No entanto, essa perspectiva também alerta para os perigos de governos que operam à margem da normalidade constitucional, utilizando crises reais ou fabricadas para consolidar poder. Durante sua primeira administração, Trump testou os limites das instituições democráticas, desafiando normas estabelecidas e enfraquecendo a confiança pública em pilares essenciais, como a imprensa livre e o sistema eleitoral. Agora, em um segundo mandato, espera-se que essas táticas sejam intensificadas, especialmente diante da polarização crescente e do apoio fiel de sua base.

Os democratas, por sua vez, contribuíram para o fortalecimento de Trump ao perderem o apoio de eleitores brancos da classe trabalhadora e ao enfatizarem pautas identitárias que alienaram setores conservadores e moderados. Essa desconexão foi particularmente evidente em estados do Meio-Oeste, onde a retórica populista de Trump encontrou terreno fértil. A ênfase democrata em questões culturais e sociais, embora importante, negligenciou preocupações econômicas e culturais de muitas comunidades, permitindo que Trump se apresentasse como o defensor dos "esquecidos".

Outro fator crucial foi a erosão do suporte democrata entre minorias. Trump conseguiu aumentar seu apelo entre eleitores latinos e negros em regiões estratégicas, enfraquecendo ainda mais a base progressista. Esse fenômeno reflete não apenas as falhas democratas em comunicar suas propostas, mas também o impacto das redes sociais e da desinformação, que amplificaram mensagens simplistas e emocionalmente carregadas.

Os riscos associados a um novo governo Trump incluem desmonte institucional, radicalização política, erosão de direitos humanos e aumento do isolacionismo internacional. Suas políticas, embora possam prometer ganhos econômicos de curto prazo, como investimentos em infraestrutura e subsídios, têm o potencial de intensificar desigualdades, fomentar divisões sociais e prejudicar alianças diplomáticas cruciais. Ademais, a emergência climática pode ser agravada por desregulamentações ambientais e pela exploração desenfreada de recursos naturais.

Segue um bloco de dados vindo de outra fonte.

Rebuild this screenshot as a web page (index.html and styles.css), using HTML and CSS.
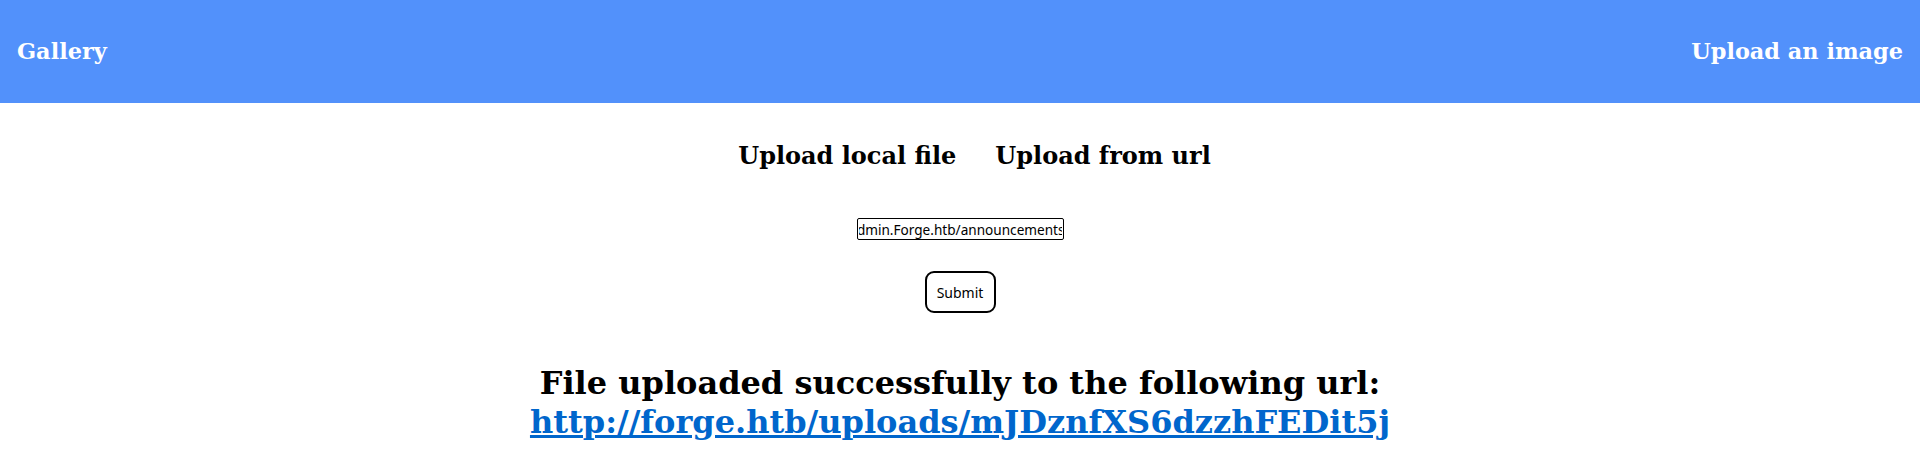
FILE: index.html
```html
<!DOCTYPE html>
<html>
<head>
<meta charset="utf-8">
<title>Gallery</title>
<link rel="stylesheet" href="styles.css">
</head>
<body>
<header class="topbar">
  <a class="nav-link" href="#">Gallery</a>
  <a class="nav-link" href="#">Upload an image</a>
</header>
<main class="content">
  <div class="tabs">
    <h2 class="tab">Upload local file</h2>
    <h2 class="tab">Upload from url</h2>
  </div>
  <form class="url-form">
    <input class="url-input" type="text" value="http://admin.Forge.htb/announcements">
    <button class="submit-btn" type="button">Submit</button>
  </form>
  <h1 class="result">File uploaded successfully to the following url:<br><a class="result-link" href="#">http://forge.htb/uploads/mJDznfXS6dzzhFEDit5j</a></h1>
</main>
</body>
</html>
```
FILE: styles.css
```css
html, body {
  margin: 0;
  padding: 0;
  background: #ffffff;
  font-family: "DejaVu Serif", serif;
}

.topbar {
  height: 103px;
  background: #5291fb;
  display: flex;
  justify-content: space-between;
  align-items: center;
  padding: 0 17px;
  box-sizing: border-box;
}

.nav-link {
  color: #ffffff;
  font-weight: bold;
  font-size: 22.4px;
  text-decoration: none;
  padding-bottom: 2px;
}

.content {
  display: flex;
  flex-direction: column;
  align-items: center;
}

.tabs {
  display: flex;
  gap: 39px;
  padding-left: 29px;
  margin-top: 39px;
}

.tab {
  margin: 0;
  font-size: 24px;
  font-weight: bold;
  color: #000;
  line-height: 28px;
}

.url-form {
  display: flex;
  flex-direction: column;
  align-items: center;
  margin-top: 48px;
}

.url-input {
  width: 207px;
  height: 22px;
  box-sizing: border-box;
  border: 1px solid #000;
  border-radius: 2px;
  font-family: "Noto Sans", sans-serif;
  font-size: 13.6px;
  padding: 0 1px;
  color: #000;
  direction: rtl;
  text-align: left;
  text-indent: -3px;
}

.submit-btn {
  margin-top: 31px;
  width: 71px;
  height: 42px;
  box-sizing: border-box;
  border: 2px solid #000;
  border-radius: 9px;
  background: #fff;
  font-family: "Noto Sans", sans-serif;
  font-size: 14px;
  color: #000;
}

.result {
  margin: 51px 0 0;
  font-size: 32px;
  font-weight: bold;
  text-align: center;
  line-height: 39px;
  color: #000;
}

.result-link {
  color: #0066cc;
}
```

Historicamente, governos populistas reacionários oferecem uma sensação inicial de estabilidade e resgate de valores nacionais, mas frequentemente resultam em crises institucionais, econômicas e sociais. O "novo" em Trump não é sua retórica ou estilo de liderança, mas sua habilidade em amplificar as tensões existentes e explorar vulnerabilidades democráticas de maneira eficaz. Sua relação com as elites econômicas também destaca um paralelismo preocupante com regimes passados. Durante a ascensão do fascismo e do nazismo, as elites viam esses regimes como instrumentos úteis para proteger seus interesses. Agora, a elite tecnológica e o mercado financeiro demonstram um comportamento semelhante, mesmo que paradoxalmente aliados a segmentos vulneráveis.

A percepção de que "uma coisa são as eleições, outra é o governo" reflete um entendimento superficial do impacto da soberania em regimes populistas. Como Schmitt indicou, a soberania não está apenas na capacidade de governar dentro da lei, mas em suspender as leis em nome de um suposto bem maior. Sob esse prisma, Trump simboliza a tensão constante entre a normalidade institucional e a exceção.

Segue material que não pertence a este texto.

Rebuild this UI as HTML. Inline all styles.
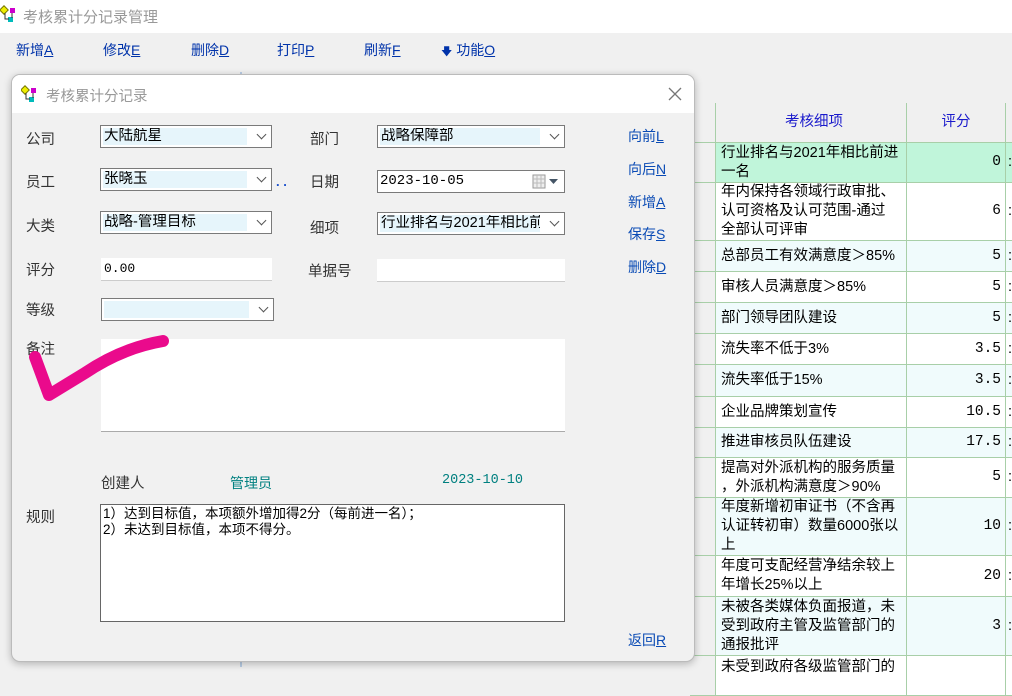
<!DOCTYPE html>
<html><head><meta charset="utf-8"><style>
*{box-sizing:border-box;margin:0;padding:0}
body{width:1012px;height:667px;overflow:hidden;background:#f0f0f0;font-family:"Liberation Sans","Noto Sans CJK SC","WenQuanYi Zen Hei",sans-serif;font-size:14px;color:#000;position:relative}
.a{position:absolute}
.title{left:0;top:0;width:1012px;height:33px;background:#fff;color:#999;font-size:15px}
.tb{top:40px;color:#0033aa;font-size:14px}
.tb u{text-decoration:underline}
.r{position:absolute;left:690px;width:330px;border-bottom:1px solid #a8cfa8;font-size:14.5px;line-height:19px;white-space:nowrap}
.r .l{position:absolute;left:0;top:0;bottom:0;width:26px;background:#f0f0f0;border-right:1px solid #a8cfa8}
.r .d{position:absolute;left:31px;top:0;bottom:0;width:186px;display:flex;align-items:center;overflow:hidden}
.r .s{position:absolute;left:216px;top:0;bottom:0;width:100px;border-left:1px solid #a8cfa8;border-right:1px solid #a8cfa8;display:flex;align-items:center;justify-content:flex-end;padding-right:4px;font-family:"Liberation Mono",monospace}
.r .x{position:absolute;left:318px;top:0;bottom:0;display:flex;align-items:center}
.dlg{left:11px;top:74px;width:684px;height:588px;background:#f1f1f1;border:1px solid #bbb;border-radius:9px;box-shadow:0 2px 8px rgba(0,0,0,.25);overflow:hidden}
.dt{left:0;top:0;width:684px;height:38px;background:#fff}
.lbl{color:#333;font-size:14.5px}
.cb{height:23px;border:1px solid #7a7a7a;background:#fff}
.cb .in{position:absolute;left:2px;top:2px;bottom:2px;right:24px;background:#e6f5fb;padding-left:1px;line-height:17px;font-size:14.5px;white-space:nowrap;overflow:hidden}
.cb .ar{position:absolute;right:6px;top:5px;width:7px;height:7px;border-right:1px solid #555;border-bottom:1px solid #555;transform:rotate(45deg)}
.tx{height:23px;background:#fff;border-bottom:1px solid #ccc}
.lk{color:#0a4bb5;font-size:14px}
.lk u{text-decoration:underline}
</style></head><body>
<div class="a title">
<svg class="a" style="left:0;top:4px" width="20" height="20"><rect x="1" y="3" width="6" height="6" fill="#ee0" stroke="#770" transform="rotate(45 4 6)"/><rect x="10" y="4" width="5" height="5" fill="#c0c"/><rect x="8" y="13" width="5" height="5" fill="#0bb"/><path d="M5 9v6h4M12 9v5" stroke="#333" fill="none"/></svg>
<span class="a" style="left:23px;top:6px">考核累计分记录管理</span></div>
<div class="a tb" style="left:16px">新增<u>A</u></div>
<div class="a tb" style="left:103px">修改<u>E</u></div>
<div class="a tb" style="left:191px">删除<u>D</u></div>
<div class="a tb" style="left:277px">打印<u>P</u></div>
<div class="a tb" style="left:364px">刷新<u>F</u></div>
<div class="a tb" style="left:441px"><span style="font-size:11px">🡇</span> 功能<u>O</u></div>
<div class="a" style="left:240px;top:72px;width:2px;height:595px;background:#b8cce4"></div>

<div class="a" style="left:690px;top:103px;width:330px;height:564px;background:#fff;border-top:1px solid #a8cfa8"></div>
<div class="r" style="top:103px;height:40px;background:#f0f0f0"><div class="l"></div><div class="d" style="justify-content:center;color:#1a1acc">考核细项</div><div class="s" style="justify-content:center;font-family:inherit;color:#1a1acc;padding:0">评分</div></div>
<div class="r" style="top:143px;height:40px;background:#c0f5da"><div class="l"></div><div class="d">行业排名与2021年相比前进<br>一名</div><div class="s">0</div><div class="x">:</div></div>
<div class="r" style="top:183px;height:58px;background:#fff"><div class="l"></div><div class="d">年内保持各领域行政审批、<br>认可资格及认可范围-通过<br>全部认可评审</div><div class="s">6</div><div class="x">:</div></div>
<div class="r" style="top:241px;height:31px;background:#f0fbfc"><div class="l"></div><div class="d">总部员工有效满意度＞85%</div><div class="s">5</div><div class="x">:</div></div>
<div class="r" style="top:272px;height:31px;background:#fff"><div class="l"></div><div class="d">审核人员满意度＞85%</div><div class="s">5</div><div class="x">:</div></div>
<div class="r" style="top:303px;height:31px;background:#f0fbfc"><div class="l"></div><div class="d">部门领导团队建设</div><div class="s">5</div><div class="x">:</div></div>
<div class="r" style="top:334px;height:31px;background:#fff"><div class="l"></div><div class="d">流失率不低于3%</div><div class="s">3.5</div><div class="x">:</div></div>
<div class="r" style="top:365px;height:32px;background:#f0fbfc"><div class="l"></div><div class="d">流失率低于15%</div><div class="s">3.5</div><div class="x">:</div></div>
<div class="r" style="top:397px;height:31px;background:#fff"><div class="l"></div><div class="d">企业品牌策划宣传</div><div class="s">10.5</div><div class="x">:</div></div>
<div class="r" style="top:428px;height:30px;background:#f0fbfc"><div class="l"></div><div class="d">推进审核员队伍建设</div><div class="s">17.5</div><div class="x">:</div></div>
<div class="r" style="top:458px;height:40px;background:#fff"><div class="l"></div><div class="d">提高对外派机构的服务质量<br>，外派机构满意度＞90%</div><div class="s">5</div><div class="x">:</div></div>
<div class="r" style="top:498px;height:58px;background:#f0fbfc"><div class="l"></div><div class="d">年度新增初审证书（不含再<br>认证转初审）数量6000张以<br>上</div><div class="s">10</div><div class="x">:</div></div>
<div class="r" style="top:556px;height:41px;background:#fff"><div class="l"></div><div class="d">年度可支配经营净结余较上<br>年增长25%以上</div><div class="s">20</div><div class="x">:</div></div>
<div class="r" style="top:597px;height:59px;background:#f0fbfc"><div class="l"></div><div class="d">未被各类媒体负面报道，未<br>受到政府主管及监管部门的<br>通报批评</div><div class="s">3</div><div class="x">:</div></div>
<div class="r" style="top:656px;height:40px;background:#fff"><div class="l"></div><div class="d" style="align-items:flex-start;padding-top:2px">未受到政府各级监管部门的</div><div class="s"></div></div>

<div class="a dlg">
<div class="a dt">
<svg class="a" style="left:9px;top:9px" width="20" height="20"><rect x="1" y="3" width="6" height="6" fill="#ee0" stroke="#770" transform="rotate(45 4 6)"/><rect x="10" y="4" width="5" height="5" fill="#c0c"/><rect x="8" y="13" width="5" height="5" fill="#0bb"/><path d="M5 9v6h4M12 9v5" stroke="#333" fill="none"/></svg>
<span class="a" style="left:34px;top:10px;color:#999;font-size:14.5px">考核累计分记录</span>
<svg class="a" style="left:655px;top:11px" width="16" height="16"><path d="M2 2L14 14M14 2L2 14" stroke="#777" stroke-width="1.3"/></svg>
</div>
<div class="a lbl" style="left:14px;top:53px">公司</div>
<div class="a lbl" style="left:14px;top:96px">员工</div>
<div class="a lbl" style="left:14px;top:140px">大类</div>
<div class="a lbl" style="left:14px;top:184px">评分</div>
<div class="a lbl" style="left:14px;top:224px">等级</div>
<div class="a lbl" style="left:14px;top:263px">备注</div>
<div class="a lbl" style="left:14px;top:431px">规则</div>

<div class="a cb" style="left:88px;top:50px;width:172px"><div class="in">大陆航星</div><div class="ar"></div></div>
<div class="a cb" style="left:88px;top:93px;width:172px"><div class="in">张晓玉</div><div class="ar"></div></div>
<div class="a" style="left:264px;top:99px;color:#1a4fcc;font-weight:bold;font-size:13px">. .</div>
<div class="a cb" style="left:88px;top:136px;width:172px"><div class="in">战略-管理目标</div><div class="ar"></div></div>
<div class="a tx" style="left:89px;top:183px;width:171px;padding:3px 3px;font-family:'Liberation Mono',monospace;font-size:13px">0.00</div>
<div class="a cb" style="left:89px;top:223px;width:173px"><div class="in"></div><div class="ar"></div></div>

<div class="a lbl" style="left:298px;top:53px">部门</div>
<div class="a lbl" style="left:298px;top:96px">日期</div>
<div class="a lbl" style="left:298px;top:142px">细项</div>
<div class="a lbl" style="left:296px;top:185px">单据号</div>
<div class="a cb" style="left:365px;top:50px;width:188px"><div class="in">战略保障部</div><div class="ar"></div></div>
<div class="a cb" style="left:365px;top:95px;width:188px;padding:2px 2px;font-family:'Liberation Mono',monospace;font-size:14px">2023-10-05
<svg class="a" style="left:154px;top:3px" width="32" height="16"><rect x="1" y="1" width="12" height="13" fill="#eee" stroke="#999"/><path d="M1 5h12M1 9h12M5 1v13M9 1v13" stroke="#bbb"/><path d="M17 5h9l-4.5 5z" fill="#456"/></svg></div>
<div class="a cb" style="left:365px;top:137px;width:188px"><div class="in">行业排名与2021年相比前</div><div class="ar"></div></div>
<div class="a tx" style="left:365px;top:184px;width:188px"></div>

<div class="a lk" style="left:616px;top:51px">向前<u>L</u></div>
<div class="a lk" style="left:616px;top:84px">向后<u>N</u></div>
<div class="a lk" style="left:616px;top:117px">新增<u>A</u></div>
<div class="a lk" style="left:616px;top:149px">保存<u>S</u></div>
<div class="a lk" style="left:616px;top:182px">删除<u>D</u></div>
<div class="a lk" style="left:616px;top:555px">返回<u>R</u></div>

<div class="a" style="left:89px;top:264px;width:464px;height:93px;background:#fff;border-bottom:1px solid #aaa"></div>
<div class="a lbl" style="left:89px;top:397px">创建人</div>
<div class="a" style="left:218px;top:398px;color:#008080">管理员</div>
<div class="a" style="left:430px;top:398px;color:#008080;font-family:'Liberation Mono',monospace;font-size:13.5px">2023-10-10</div>
<div class="a" style="left:88px;top:429px;width:465px;height:118px;background:#fff;border:1px solid #666;padding:1px 2px;font-size:13.5px;line-height:16px">1）达到目标值，本项额外增加得2分（每前进一名）；<br>2）未达到目标值，本项不得分。</div>

<svg class="a" style="left:15px;top:248px" width="145" height="90"><path d="M8 34 L22 72 L58 50 Q95 25 136 18" stroke="#ea0a8c" stroke-width="12" fill="none" stroke-linecap="round" stroke-linejoin="round"/></svg>
</div>
</body></html>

Essa dinâmica também é evidenciada em suas propostas econômicas e sociais. Políticas protecionistas, aumento de tarifas e incentivos para indústrias nacionais podem gerar benefícios temporários, mas com o risco de isolar os Estados Unidos no cenário global. Além disso, a retórica de "América Primeiro" reforça uma visão unilateral que dificulta colaborações internacionais em áreas como mudanças climáticas, direitos humanos e segurança global.

No campo social, um segundo mandato Trump pode significar um retrocesso em direitos conquistados, como a liberdade de imprensa e os direitos das minorias. Seu discurso polarizador, aliado à capacidade de mobilização em massa, representa um desafio significativo para a coesão social. A intensificação das tensões entre "nós" e "eles" é um elemento comum em regimes populistas e contribui para a fragmentação interna.

Por fim, o legado de Trump dependerá não apenas de suas ações, mas da resiliência das instituições democráticas, da sociedade civil e da oposição política. Sua capacidade de redefinir os limites da democracia americana coloca em questão não apenas a ordem interna, mas também o papel dos Estados Unidos como um modelo de governança para o mundo.

Assim, o principal risco de um novo governo Trump está em sua habilidade de tensionar a democracia até o limite, utilizando as ideias de soberania e exceção descritas por Carl Schmitt como ferramentas de um projeto político que pode comprometer o futuro das instituições democráticas e dos valores universais de liberdade e igualdade.